▶ _Short task_
Copy the records below exactly, omitting any pictures they contain.
================================
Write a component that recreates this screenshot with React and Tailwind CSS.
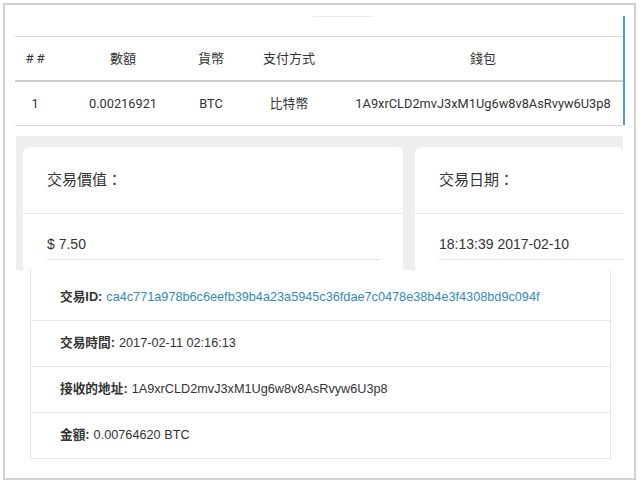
import React from "react";

const cjk = { fontFamily: '"Liberation Sans", "Noto Sans CJK TC", sans-serif' };
const roboto = { fontFamily: 'Roboto, "Noto Sans CJK TC", sans-serif' };

const cols = [
  { w: "w-[40px]", head: "# #", val: "1" },
  { w: "w-[136px]", head: "數額", val: "0.00216921" },
  { w: "w-[40px]", head: "貨幣", val: "BTC" },
  { w: "w-[116px]", head: "支付方式", val: "比特幣" },
  { w: "w-[272px]", head: "錢包", val: "1A9xrCLD2mvJ3xM1Ug6w8v8AsRvyw6U3p8" },
];

const rows = [
  { label: "交易ID:", value: "ca4c771a978b6c6eefb39b4a23a5945c36fdae7c0478e38b4e3f4308bd9c094f", link: true },
  { label: "交易時間:", value: "2017-02-11 02:16:13" },
  { label: "接收的地址:", value: "1A9xrCLD2mvJ3xM1Ug6w8v8AsRvyw6U3p8" },
  { label: "金額:", value: "0.00764620 BTC" },
];

function Card({ title, value, width, padRight }) {
  return (
    <div className={`${width} h-[123px] shrink-0 bg-white rounded-t-[6px] flex flex-col`}>
      <div className="h-[66px] flex items-center pl-[24px] text-[15px] text-[#333]" style={cjk}>
        {title}
      </div>
      <div className="h-px bg-[#e4e4e4]" />
      <div className={`pl-[24px] ${padRight}`}>
        <div className="h-[46px] flex items-end pb-[4px] text-[14px] text-[#333] border-b border-[#e2e2e2]" style={cjk}>
          {value}
        </div>
      </div>
    </div>
  );
}

export default function App() {
  return (
    <div className="w-[640px] h-[483px] bg-white pt-[3px] pl-[3px]">
      <div className="w-[633px] h-[477px] border-2 border-[#d2d2d2] overflow-hidden flex flex-col bg-white">
        {/* top: payment table */}
        <div className="h-[131px] shrink-0 pl-[10px] pt-[11px] flex">
          <div className="w-[608px] flex flex-col">
            <div className="ml-[298px] w-[60px] h-px bg-[#ececec]" />
            <div className="mt-[19px] border-t border-[#dcdcdc]">
              <div className="flex h-[45px] items-center border-b-2 border-[#cfcfcf] text-[13px] text-[#333]" style={roboto}>
                {cols.map((c) => (
                  <div key={c.head} className={`${c.w} shrink-0 text-center`}>
                    {c.head}
                  </div>
                ))}
              </div>
              <div className="flex h-[44px] items-center border-b border-[#dcdcdc] text-[12.8px] text-[#333]" style={roboto}>
                {cols.map((c) => (
                  <div key={c.head} className={`${c.w} shrink-0 text-center`}>
                    {c.val}
                  </div>
                ))}
              </div>
            </div>
          </div>
          <div className="w-[2px] h-[109px] bg-[#4b9be3]" />
        </div>

        {/* middle: value / date cards */}
        <div className="h-[134px] shrink-0 ml-[11px] w-[607px] bg-[#eeeeee] pt-[11px] pl-[7px] flex gap-[12px] overflow-hidden">
          <Card title="交易價值：" value="$ 7.50" width="w-[380px]" padRight="pr-[23px]" />
          <Card title="交易日期：" value="18:13:39 2017-02-10" width="w-[208px]" padRight="pr-0" />
        </div>

        {/* bottom: transaction details */}
        <div className="flex-1 pl-[25px]">
          <div className="w-[581px] border-x border-b border-[#e6e6e6]">
            {rows.map((r, i) => (
              <div
                key={r.label}
                className={`${i === 0 ? "h-[50px] pt-[6px]" : "h-[46px] border-t border-[#e6e6e6]"} flex items-center pl-[29px] text-[12.7px] text-[#333]`}
                style={cjk}
              >
                <span className="font-bold mr-[4px]">{r.label}</span>
                <span className={r.link ? "text-[#2f8ac5]" : ""}>{r.value}</span>
              </div>
            ))}
          </div>
        </div>
      </div>
    </div>
  );
}
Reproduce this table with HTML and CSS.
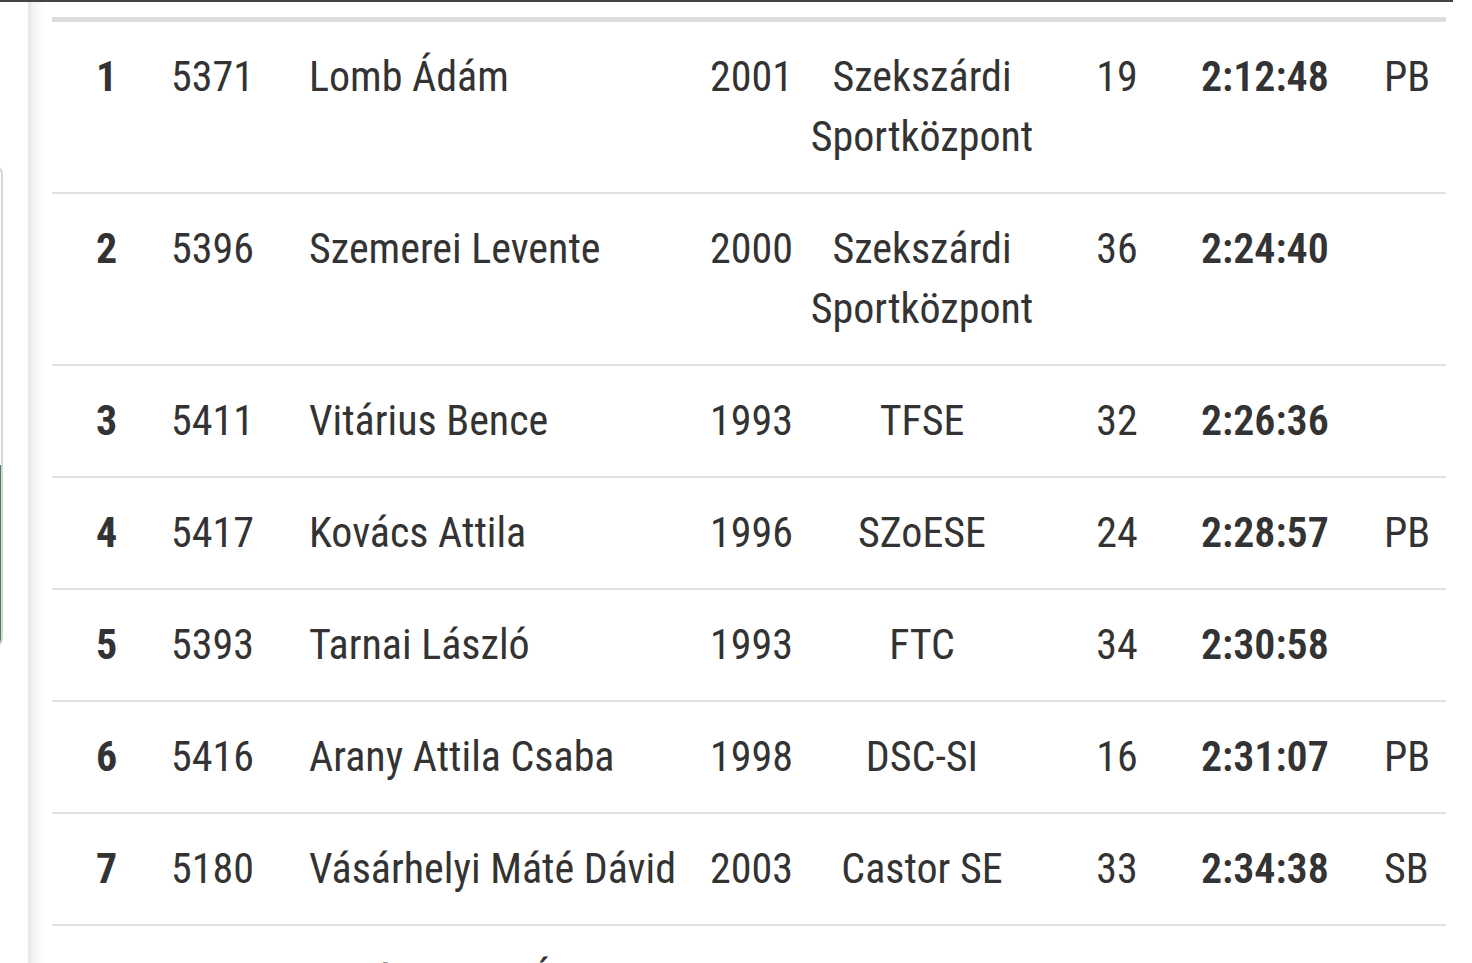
================================
▶ _Exercise answer_
Write a component that recreates this screenshot with React and Tailwind CSS.
import React from "react";

const cjk = { fontFamily: '"Liberation Sans", "Noto Sans CJK TC", sans-serif' };
const roboto = { fontFamily: 'Roboto, "Noto Sans CJK TC", sans-serif' };

const cols = [
  { w: "w-[40px]", head: "# #", val: "1" },
  { w: "w-[136px]", head: "數額", val: "0.00216921" },
  { w: "w-[40px]", head: "貨幣", val: "BTC" },
  { w: "w-[116px]", head: "支付方式", val: "比特幣" },
  { w: "w-[272px]", head: "錢包", val: "1A9xrCLD2mvJ3xM1Ug6w8v8AsRvyw6U3p8" },
];

const rows = [
  { label: "交易ID:", value: "ca4c771a978b6c6eefb39b4a23a5945c36fdae7c0478e38b4e3f4308bd9c094f", link: true },
  { label: "交易時間:", value: "2017-02-11 02:16:13" },
  { label: "接收的地址:", value: "1A9xrCLD2mvJ3xM1Ug6w8v8AsRvyw6U3p8" },
  { label: "金額:", value: "0.00764620 BTC" },
];

function Card({ title, value, width, padRight }) {
  return (
    <div className={`${width} h-[123px] shrink-0 bg-white rounded-t-[6px] flex flex-col`}>
      <div className="h-[66px] flex items-center pl-[24px] text-[15px] text-[#333]" style={cjk}>
        {title}
      </div>
      <div className="h-px bg-[#e4e4e4]" />
      <div className={`pl-[24px] ${padRight}`}>
        <div className="h-[46px] flex items-end pb-[4px] text-[14px] text-[#333] border-b border-[#e2e2e2]" style={cjk}>
          {value}
        </div>
      </div>
    </div>
  );
}

export default function App() {
  return (
    <div className="w-[640px] h-[483px] bg-white pt-[3px] pl-[3px]">
      <div className="w-[633px] h-[477px] border-2 border-[#d2d2d2] overflow-hidden flex flex-col bg-white">
        {/* top: payment table */}
        <div className="h-[131px] shrink-0 pl-[10px] pt-[11px] flex">
          <div className="w-[608px] flex flex-col">
            <div className="ml-[298px] w-[60px] h-px bg-[#ececec]" />
            <div className="mt-[19px] border-t border-[#dcdcdc]">
              <div className="flex h-[45px] items-center border-b-2 border-[#cfcfcf] text-[13px] text-[#333]" style={roboto}>
                {cols.map((c) => (
                  <div key={c.head} className={`${c.w} shrink-0 text-center`}>
                    {c.head}
                  </div>
                ))}
              </div>
              <div className="flex h-[44px] items-center border-b border-[#dcdcdc] text-[12.8px] text-[#333]" style={roboto}>
                {cols.map((c) => (
                  <div key={c.head} className={`${c.w} shrink-0 text-center`}>
                    {c.val}
                  </div>
                ))}
              </div>
            </div>
          </div>
          <div className="w-[2px] h-[109px] bg-[#4b9be3]" />
        </div>

        {/* middle: value / date cards */}
        <div className="h-[134px] shrink-0 ml-[11px] w-[607px] bg-[#eeeeee] pt-[11px] pl-[7px] flex gap-[12px] overflow-hidden">
          <Card title="交易價值：" value="$ 7.50" width="w-[380px]" padRight="pr-[23px]" />
          <Card title="交易日期：" value="18:13:39 2017-02-10" width="w-[208px]" padRight="pr-0" />
        </div>

        {/* bottom: transaction details */}
        <div className="flex-1 pl-[25px]">
          <div className="w-[581px] border-x border-b border-[#e6e6e6]">
            {rows.map((r, i) => (
              <div
                key={r.label}
                className={`${i === 0 ? "h-[50px] pt-[6px]" : "h-[46px] border-t border-[#e6e6e6]"} flex items-center pl-[29px] text-[12.7px] text-[#333]`}
                style={cjk}
              >
                <span className="font-bold mr-[4px]">{r.label}</span>
                <span className={r.link ? "text-[#2f8ac5]" : ""}>{r.value}</span>
              </div>
            ))}
          </div>
        </div>
      </div>
    </div>
  );
}
Reproduce this table with HTML and CSS.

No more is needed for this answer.